The awesome strength of Heart of Darkness is in its simplicity. This is a short novella that does not dwell on or get lost in sub-plots. Marlow simply tells his story after the fact, as dusk settles on the Thames over the group of amateur sailors that is his audience. Joseph Conrad's purpose is likewise straightforward: to show us the conflict between the violent animal in man and rationality, and the impulse to do good. Fitting, moreover, with a contemporary art scene that was discovering African and island art, this upends conventional notions of civilization and humanity. The book's appeal is timeless, and it is a classic, told in deceptively straightforward yet effective terms.

But Conrad's masterpiece, published in 1902, also is an invaluable testimony in the historical sense. Though country names are left out, it is clear that the story takes place in the Belgian Congo, then the territory of the secretive Congo Free State, actually a corporation in the ownership of the Belgian king. The only difference is that the colonial undertaking was killing and causing deaths on an epic scale in the search for natural rubber, whereas in Heart of Darkness it is ivory.
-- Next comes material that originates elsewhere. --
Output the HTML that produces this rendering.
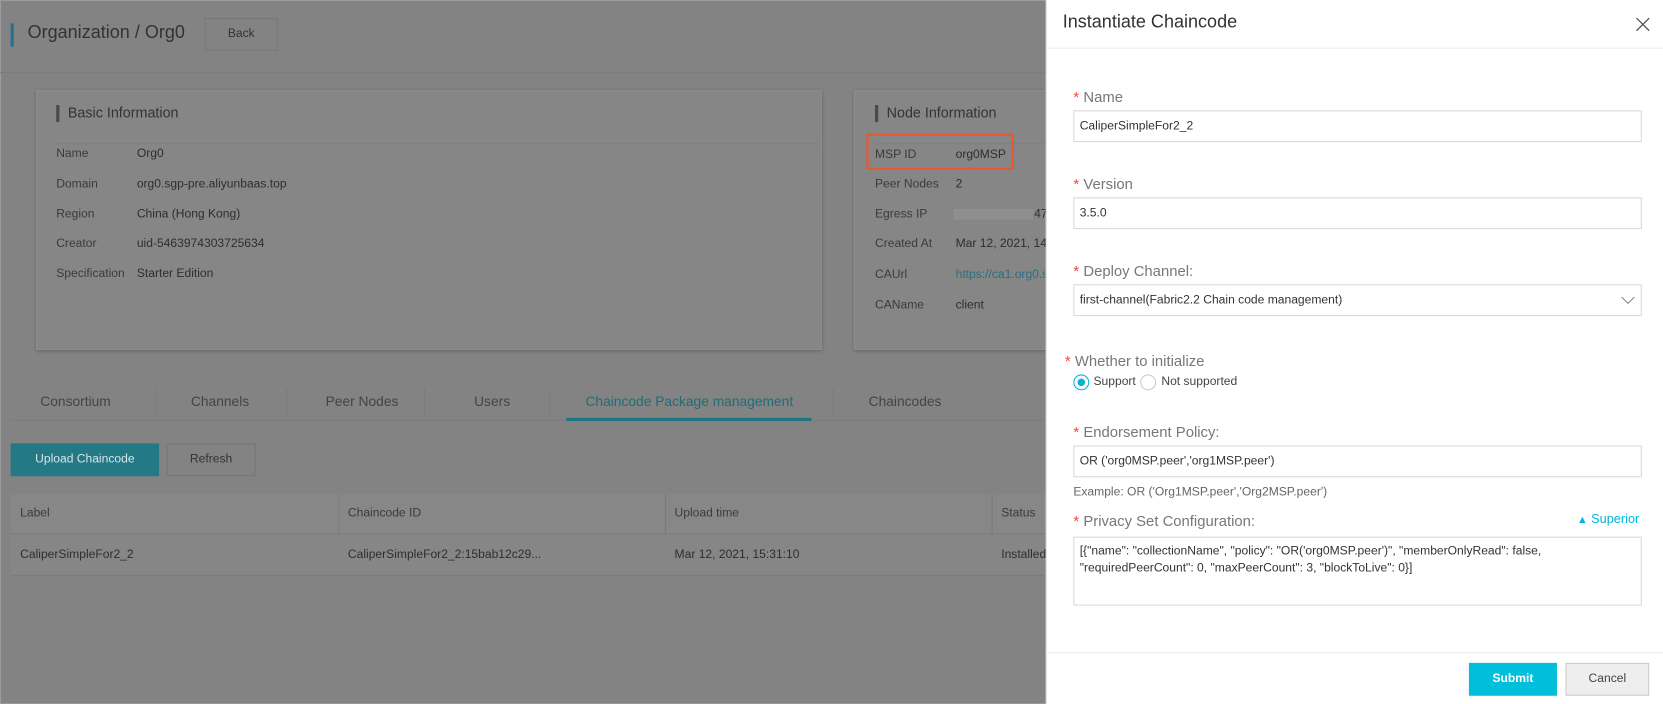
<!DOCTYPE html>
<html><head><meta charset="utf-8"><style>
*{margin:0;padding:0;box-sizing:border-box}
html,body{width:1663px;height:704px;overflow:hidden}
body{position:relative;background:#838383;font-family:"Liberation Sans",Arial,sans-serif;color:#2e2e2e;font-size:11.4px}
#w{position:absolute;left:0;top:0;width:1568px;height:664px;transform:scale(1.0606);transform-origin:0 0}
.a{position:absolute;white-space:nowrap}
.card{position:absolute;background:#868686;box-shadow:0 1px 3px rgba(0,0,0,.25);border:1px solid #8d8d8d}
.lab{color:#3b3b3b}
.drawer{position:absolute;left:986px;top:0;width:582px;height:664px;background:#fff;border-left:1px solid #ddd}
.inp{position:absolute;left:25px;width:536px;height:30px;border:1px solid #d9d9d9;font-size:11.4px;color:#333;padding:8px 5px}
.fl{position:absolute;font-size:14px;color:#777}
.fl b{color:#f5453d;font-weight:normal;margin-right:4px}
</style></head><body>
<div id="w">
<div class="a" style="left:0;top:0;width:1568px;height:664px;border:1px solid #9c9c9c"></div>
<div class="a" style="left:10px;top:22px;width:3px;height:22px;background:#2a6f8f"></div>
<div class="a" style="left:26px;top:21px;font-size:17px;color:#333">Organization / Org0</div>
<div class="a" style="left:193px;top:17px;width:69px;height:31px;border:1px solid #777;background:#838383;text-align:center;line-height:29px;color:#333">Back</div>
<div class="a" style="left:0;top:68px;width:986px;height:1px;background:#7c7c7c"></div>

<div class="card" style="left:34px;top:85px;width:741px;height:245px"></div>
<div class="a" style="left:53px;top:99px;width:3px;height:16px;background:#4a4a4a"></div>
<div class="a" style="left:64px;top:99px;font-size:13.5px;color:#333">Basic Information</div>
<div class="a" style="left:53px;top:135px;width:720px;height:1px;background:#7f7f7f"></div>
<div class="a lab" style="left:53px;top:139px">Name</div><div class="a" style="left:129px;top:139px">Org0</div>
<div class="a lab" style="left:53px;top:168px">Domain</div><div class="a" style="left:129px;top:168px">org0.sgp-pre.aliyunbaas.top</div>
<div class="a lab" style="left:53px;top:196px">Region</div><div class="a" style="left:129px;top:196px">China (Hong Kong)</div>
<div class="a lab" style="left:53px;top:224px">Creator</div><div class="a" style="left:129px;top:224px">uid-5463974303725634</div>
<div class="a lab" style="left:53px;top:252px">Specification</div><div class="a" style="left:129px;top:252px">Starter Edition</div>

<div class="card" style="left:805px;top:85px;width:200px;height:245px"></div>
<div class="a" style="left:825px;top:99px;width:3px;height:16px;background:#4a4a4a"></div>
<div class="a" style="left:836px;top:99px;font-size:13.5px;color:#333">Node Information</div>
<div class="a" style="left:825px;top:135px;width:161px;height:1px;background:#7f7f7f"></div>
<div class="a" style="left:817px;top:126px;width:139px;height:34px;border:2px solid #e8572f"></div>
<div class="a lab" style="left:825px;top:140px">MSP ID</div><div class="a" style="left:901px;top:140px">org0MSP</div>
<div class="a lab" style="left:825px;top:168px">Peer Nodes</div><div class="a" style="left:901px;top:168px">2</div>
<div class="a lab" style="left:825px;top:196px">Egress IP</div><div class="a" style="left:899px;top:197px;width:75px;height:10px;background:#8f8f8f"></div><div class="a" style="left:975px;top:196px">47</div>
<div class="a lab" style="left:825px;top:224px">Created At</div><div class="a" style="left:901px;top:224px">Mar 12, 2021, 14</div>
<div class="a lab" style="left:825px;top:253px">CAUrl</div><div class="a" style="left:901px;top:253px;color:#2a6f80">https://ca1.org0.s</div>
<div class="a lab" style="left:825px;top:282px">CAName</div><div class="a" style="left:901px;top:282px">client</div>

<div class="a" style="left:10px;top:396px;width:976px;height:1px;background:#7c7c7c"></div>
<div class="a" style="left:38px;top:371px;font-size:13px;color:#444">Consortium</div>
<div class="a" style="left:147px;top:366px;width:1px;height:26px;background:#7c7c7c"></div>
<div class="a" style="left:180px;top:371px;font-size:13px;color:#444">Channels</div>
<div class="a" style="left:270px;top:366px;width:1px;height:26px;background:#7c7c7c"></div>
<div class="a" style="left:307px;top:371px;font-size:13px;color:#444">Peer Nodes</div>
<div class="a" style="left:400px;top:366px;width:1px;height:26px;background:#7c7c7c"></div>
<div class="a" style="left:447px;top:371px;font-size:13px;color:#444">Users</div>
<div class="a" style="left:518px;top:366px;width:1px;height:26px;background:#7c7c7c"></div>
<div class="a" style="left:552px;top:371px;font-size:13px;color:#1e6d78">Chaincode Package management</div>
<div class="a" style="left:534px;top:394px;width:231px;height:3px;background:#1f7480"></div>
<div class="a" style="left:785px;top:366px;width:1px;height:26px;background:#7c7c7c"></div>
<div class="a" style="left:819px;top:371px;font-size:13px;color:#444">Chaincodes</div>

<div class="a" style="left:10px;top:418px;width:140px;height:31px;background:#237a86;color:#d8e5e7;text-align:center;line-height:31px">Upload Chaincode</div>
<div class="a" style="left:157px;top:418px;width:84px;height:31px;border:1px solid #777;text-align:center;line-height:29px;color:#333">Refresh</div>

<div class="a" style="left:10px;top:466px;width:976px;height:38px;background:#878787;border-bottom:1px solid #7c7c7c"></div>
<div class="a" style="left:10px;top:504px;width:976px;height:39px;background:#868686;border-bottom:1px solid #7c7c7c"></div>
<div class="a" style="left:319px;top:466px;width:1px;height:38px;background:#7a7a7a"></div>
<div class="a" style="left:627px;top:466px;width:1px;height:38px;background:#7a7a7a"></div>
<div class="a" style="left:935px;top:466px;width:1px;height:38px;background:#7a7a7a"></div>
<div class="a lab" style="left:19px;top:478px">Label</div>
<div class="a lab" style="left:328px;top:478px">Chaincode ID</div>
<div class="a lab" style="left:636px;top:478px">Upload time</div>
<div class="a lab" style="left:944px;top:478px">Status</div>
<div class="a" style="left:19px;top:517px">CaliperSimpleFor2_2</div>
<div class="a" style="left:328px;top:517px">CaliperSimpleFor2_2:15bab12c29...</div>
<div class="a" style="left:636px;top:517px">Mar 12, 2021, 15:31:10</div>
<div class="a" style="left:944px;top:517px">Installed</div>

<div class="drawer">
<div class="a" style="left:15px;top:11px;font-size:17px;color:#333">Instantiate Chaincode</div>
<svg class="a" style="left:555px;top:16px" width="14" height="14"><path d="M1 1L13 13M13 1L1 13" stroke="#555" stroke-width="1.2"/></svg>
<div class="a" style="left:0;top:45px;width:582px;height:1px;background:#eee"></div>

<div class="fl" style="left:25px;top:83px"><b>*</b>Name</div>
<div class="inp" style="top:104px">CaliperSimpleFor2_2</div>
<div class="fl" style="left:25px;top:165px"><b>*</b>Version</div>
<div class="inp" style="top:186px">3.5.0</div>
<div class="fl" style="left:25px;top:247px"><b>*</b>Deploy Channel:</div>
<div class="inp" style="top:268px">first-channel(Fabric2.2 Chain code management)</div>
<svg class="a" style="left:541px;top:279px" width="14" height="9"><path d="M1 1L7 7L13 1" stroke="#888" fill="none"/></svg>

<div class="fl" style="left:17px;top:332px"><b>*</b>Whether to initialize</div>
<div class="a" style="left:25px;top:353px;width:15px;height:15px;border:1px solid #00b5d6;border-radius:50%"></div>
<div class="a" style="left:29px;top:357px;width:7px;height:7px;background:#00b5d6;border-radius:50%"></div>
<div class="a" style="left:44px;top:354px;color:#444">Support</div>
<div class="a" style="left:88px;top:353px;width:15px;height:15px;border:1px solid #ccc;border-radius:50%"></div>
<div class="a" style="left:108px;top:354px;color:#444">Not supported</div>

<div class="fl" style="left:25px;top:399px"><b>*</b>Endorsement Policy:</div>
<div class="inp" style="top:420px">OR ('org0MSP.peer','org1MSP.peer')</div>
<div class="a" style="left:25px;top:458px;color:#666">Example: OR ('Org1MSP.peer','Org2MSP.peer')</div>
<div class="fl" style="left:25px;top:483px"><b>*</b>Privacy Set Configuration:</div>
<div class="a" style="left:500px;top:482px;color:#00b5d6;font-size:12px"><span style="font-size:10px">▲</span> Superior</div>
<div class="inp" style="top:506px;height:65px;white-space:normal;line-height:16px;padding:5px 5px">[{"name": "collectionName", "policy": "OR('org0MSP.peer')", "memberOnlyRead": false, "requiredPeerCount": 0, "maxPeerCount": 3, "blockToLive": 0}]</div>

<div class="a" style="left:0;top:615px;width:582px;height:1px;background:#eee"></div>
<div class="a" style="left:398px;top:625px;width:83px;height:31px;background:#00bfdb;color:#fff;text-align:center;line-height:31px;font-weight:bold">Submit</div>
<div class="a" style="left:489px;top:625px;width:79px;height:31px;background:#eee;border:1px solid #ccc;color:#444;text-align:center;line-height:29px">Cancel</div>
</div>
</div>
</body></html>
Conrad, having long been a seaman, had great credibility. At the time of publication, the Congo Free State was trying to fend-off a campaign to expose its terrible crimes by the journalist E.D. Morel. Conrad was taking a courageous stand. His descriptions of the colonialists are not kind. And this is, in many places, is an openly anti-racist novel. The Congo Free State's appalling exploitation of the Congo has been described in Adam Hochschild's book Leopold's Ghost (1999). Though the numbers Hochschild advances for the number of Africans killed are contested, the methods and nature of the exploitation carried out in the Congo are not.